# shimano baitrunner 350.



## newsharker (Oct 31, 2009)

So I just got a used baitrunner. I love the way this reelcasts. My problem is I don't have any drag adjustment. The baitrunner doesn't adjust either. What do I do. I rebuild all of my penn reels but I've never opened an egg beater.


----------



## cva34 (Dec 22, 2008)

*Egg beater*

The drag washer on my eggbeaters is under spool against the reel .Take the spool off and your looking at drag washer...CVA34


----------



## Bantam1 (Jun 26, 2007)

Unfortunately we no longer stock parts for the 350 model. This has been out of production since 1990. Without seeing the reel it is tough to say what the issue is. More than likely it is assembled wrong in the Baitrunner section, and possibly the washers are in need of replacement.


----------



## newsharker (Oct 31, 2009)

Are the parts availible? I love this reel but I'm not useing it the way it was made. Thanks


----------



## Bantam1 (Jun 26, 2007)

You can try contacting our service centers to see if any have parts left.

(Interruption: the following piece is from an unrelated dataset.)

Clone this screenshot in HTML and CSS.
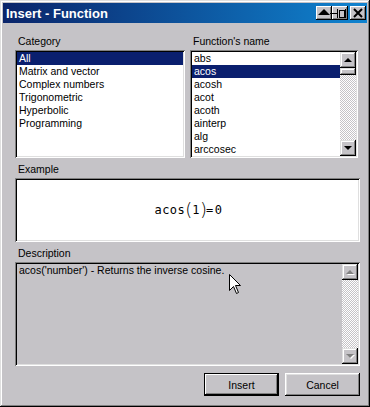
FILE: index.html
```html
<!DOCTYPE html>
<html lang="en">

<head>
    <meta charset="UTF-8">
    <link rel="stylesheet" href="styles.css">
    <title>Insert - Function</title>
</head>

<body>

    <div class="window">
        <div class="titlebar">
            <span class="title">Insert - Function</span>
            <div class="title_buttons">
                <div class="pair">
                    <button class="tbtn">
                        <svg width="16" height="14" viewBox="0 0 16 14">
                            <polygon points="2,9 8,3 14,9" fill="#000" />
                            <rect x="14" y="7" width="2" height="1" fill="#000" />
                        </svg>
                    </button>
                    <button class="tbtn">
                        <svg width="16" height="14" viewBox="0 0 16 14">
                            <rect x="0" y="7" width="5" height="1" fill="#000" />
                            <rect x="5" y="3" width="1" height="9" fill="#000" />
                            <rect x="7" y="4" width="5" height="7" fill="none" stroke="#000" stroke-width="1" transform="translate(0.5 0.5)" />
                            <rect x="13" y="3" width="1" height="9" fill="#000" />
                        </svg>
                    </button>
                </div>
                <button class="tbtn">
                    <svg width="16" height="14" viewBox="0 0 16 14">
                        <path d="M4 3 L12 11 M12 3 L4 11" stroke="#000" stroke-width="2" />
                    </svg>
                </button>
            </div>
        </div>

        <div class="content">
            <div class="lists">
                <div class="col">
                    <div class="label">Category</div>
                    <div class="listbox">
                        <ul class="items">
                            <li class="item selected">All</li>
                            <li class="item">Matrix and vector</li>
                            <li class="item">Complex numbers</li>
                            <li class="item">Trigonometric</li>
                            <li class="item">Hyperbolic</li>
                            <li class="item">Programming</li>
                        </ul>
                    </div>
                </div>
                <div class="col">
                    <div class="label">Function's name</div>
                    <div class="listbox">
                        <ul class="items">
                            <li class="item">abs</li>
                            <li class="item selected">acos</li>
                            <li class="item">acosh</li>
                            <li class="item">acot</li>
                            <li class="item">acoth</li>
                            <li class="item">ainterp</li>
                            <li class="item">alg</li>
                            <li class="item">arccosec</li>
                        </ul>
                        <div class="scrollbar">
                            <div class="sbtn"><span class="arrow_up"></span></div>
                            <div class="thumb"></div>
                            <div class="track"></div>
                            <div class="sbtn"><span class="arrow_down"></span></div>
                        </div>
                    </div>
                </div>
            </div>

            <div class="label label_gap">Example</div>
            <div class="example">
                <span class="formula">acos<span class="paren">(</span>1<span class="paren">)</span><span class="eq">=</span>0</span>
            </div>

            <div class="label label_gap">Description</div>
            <div class="description">
                <p class="desc_text">acos('number') - Returns the inverse cosine.</p>
                <div class="scrollbar">
                    <div class="sbtn"><span class="arrow_up off"></span></div>
                    <div class="track"></div>
                    <div class="sbtn"><span class="arrow_down off"></span></div>
                </div>
                <svg class="cursor" width="13" height="21" viewBox="0 0 13 21">
                    <polygon points="0.5,0.5 0.5,16.5 4.5,12.5 7.5,19.5 9.5,18.5 6.5,11.5 11.5,11.5" fill="#fff" stroke="#000" stroke-width="1" />
                </svg>
            </div>

            <div class="buttons">
                <button class="btn default">Insert</button>
                <button class="btn">Cancel</button>
            </div>
        </div>
    </div>

</body>

</html>
```

FILE: styles.css
```css
* {
    margin: 0px;
    padding: 0px;
    box-sizing: border-box;
}

body {
    background: #c5c3c7;
    font-family: "Liberation Sans", Arial, sans-serif;
    font-size: 10.5px;
    color: #000000;
}

.window {
    width: 370px;
    height: 407px;
    padding: 3px;
    background: #c5c3c7;
    display: flex;
    flex-direction: column;
    box-shadow: inset -1px -1px #000000, inset 1px 1px #dfdfdf, inset -2px -2px #808080, inset 2px 2px #ffffff;
}

.titlebar {
    height: 20px;
    display: flex;
    align-items: center;
    justify-content: space-between;
    padding: 0px 1px 0px 3px;
    background: linear-gradient(to right, #0a246a, #1084d0);
}

.title {
    color: #ffffff;
    font-weight: bold;
    font-size: 13px;
}

.title_buttons {
    display: flex;
    gap: 2px;
}

.pair {
    display: flex;
}

.tbtn {
    width: 16px;
    height: 14px;
    border: none;
    background: #c5c3c7;
    display: flex;
    align-items: center;
    justify-content: center;
    box-shadow: inset -1px -1px #000000, inset 1px 1px #ffffff, inset -2px -2px #808080;
}

.content {
    display: flex;
    flex-direction: column;
    padding: 12px 7px 0px 12px;
}

.lists {
    display: grid;
    grid-template-columns: 170px 168px;
    gap: 5px;
}

.label {
    line-height: 13px;
    height: 13px;
    padding-left: 3px;
    margin-bottom: 2px;
}

.label_gap {
    margin-top: 5px;
}

.listbox {
    height: 108px;
    padding: 2px;
    background: #ffffff;
    display: flex;
    box-shadow: inset 1px 1px #808080, inset -1px -1px #ffffff, inset 2px 2px #000000, inset -2px -2px #dfdfdf;
}

.items {
    list-style: none;
    flex: 1;
}

.item {
    height: 13px;
    line-height: 13px;
    padding-left: 2px;
    white-space: nowrap;
}

.selected {
    background: #0a1f6e;
    color: #ffffff;
}

.scrollbar {
    width: 16px;
    display: flex;
    flex-direction: column;
}

.sbtn {
    width: 16px;
    height: 16px;
    background: #c5c3c7;
    display: flex;
    align-items: center;
    justify-content: center;
    box-shadow: inset -1px -1px #000000, inset 1px 1px #dfdfdf, inset -2px -2px #808080, inset 2px 2px #ffffff;
}

.thumb {
    width: 16px;
    height: 7px;
    background: #c5c3c7;
    box-shadow: inset -1px -1px #000000, inset 1px 1px #dfdfdf, inset -2px -2px #808080, inset 2px 2px #ffffff;
}

.track {
    flex: 1;
    background: repeating-conic-gradient(#c5c3c7 0% 25%, #ffffff 0% 50%) 0 0 / 2px 2px;
}

.arrow_up {
    width: 0px;
    height: 0px;
    border-left: 4px solid transparent;
    border-right: 4px solid transparent;
    border-bottom: 4px solid #000000;
}

.arrow_down {
    width: 0px;
    height: 0px;
    border-left: 4px solid transparent;
    border-right: 4px solid transparent;
    border-top: 4px solid #000000;
}

.arrow_up.off {
    border-bottom-color: #808080;
    filter: drop-shadow(1px 1px 0px #ffffff);
}

.arrow_down.off {
    border-top-color: #808080;
    filter: drop-shadow(1px 1px 0px #ffffff);
}

.example {
    height: 64px;
    background: #ffffff;
    display: flex;
    align-items: center;
    justify-content: center;
    box-shadow: inset 1px 1px #808080, inset -1px -1px #ffffff, inset 2px 2px #000000, inset -2px -2px #dfdfdf;
}

.formula {
    font-family: "DejaVu Sans Mono", monospace;
    font-size: 12px;
    letter-spacing: 0.5px;
    display: flex;
    align-items: center;
    padding-left: 2px;
}

.paren {
    font-family: "DejaVu Sans", sans-serif;
    font-size: 18px;
    font-weight: 200;
    letter-spacing: 0px;
    position: relative;
    top: -1px;
}

.eq {
    margin: 0px 1px 0px -1px;
}

.description {
    position: relative;
    height: 104px;
    padding: 2px;
    display: flex;
    box-shadow: inset 1px 1px #808080, inset -1px -1px #ffffff, inset 2px 2px #000000, inset -2px -2px #dfdfdf;
}

.desc_text {
    flex: 1;
    line-height: 13px;
    padding-left: 2px;
}

.cursor {
    position: absolute;
    left: 214px;
    top: 12px;
}

.buttons {
    display: flex;
    justify-content: flex-end;
    gap: 6px;
    margin-top: 7px;
}

.btn {
    width: 75px;
    height: 23px;
    border: none;
    background: #c5c3c7;
    font-family: "Liberation Sans", Arial, sans-serif;
    font-size: 10.5px;
    color: #000000;
    box-shadow: inset -1px -1px #000000, inset 1px 1px #ffffff, inset -2px -2px #808080, inset 2px 2px #dfdfdf;
}

.default {
    box-shadow: inset 0px 0px 0px 1px #000000, inset -2px -2px #000000, inset 2px 2px #ffffff, inset -3px -3px #808080;
}
```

Here's a link to the list:

http://fish.shimano.com/publish/con...ex/customer_service0/authorized_warranty.html


----------



## newsharker (Oct 31, 2009)

ok what i found is an apology for discontinuing the reel. ive called repair shops here in dallas and found they dont even have a parts list for the reel...bummer. it would be nice if shimano allowed you to trade in discontinued reels for discounts on new ones. i understand that is not cost effective, so will fish this reel the way it is till it becomes unfishable. just seems strange that they would discontinue such a great reel.


----------



## Bantam1 (Jun 26, 2007)

The 350 model was discontinued in 1991. We had the Baitrunner 3500A, 3550B and now the new Baitrunner 6000D that have taken it's place. With each new model they have improved. The goal is to always make new products and to make them better than the old model. We would not be successful if we did not continue to improve our products to stay ahead of the competition.


----------



## newsharker (Oct 31, 2009)

I understand. Guess I will have to get one of those new ones. Thanks for your response.


----------



## robertkeating03 (3 mo ago)

newsharker said:


> Are the parts availible? I love this reel but I'm not useing it the way it was made. Thanks


 I own 2 of these from 1984 my first 1 and I grabbed another on eBay yesterday love the 350


----------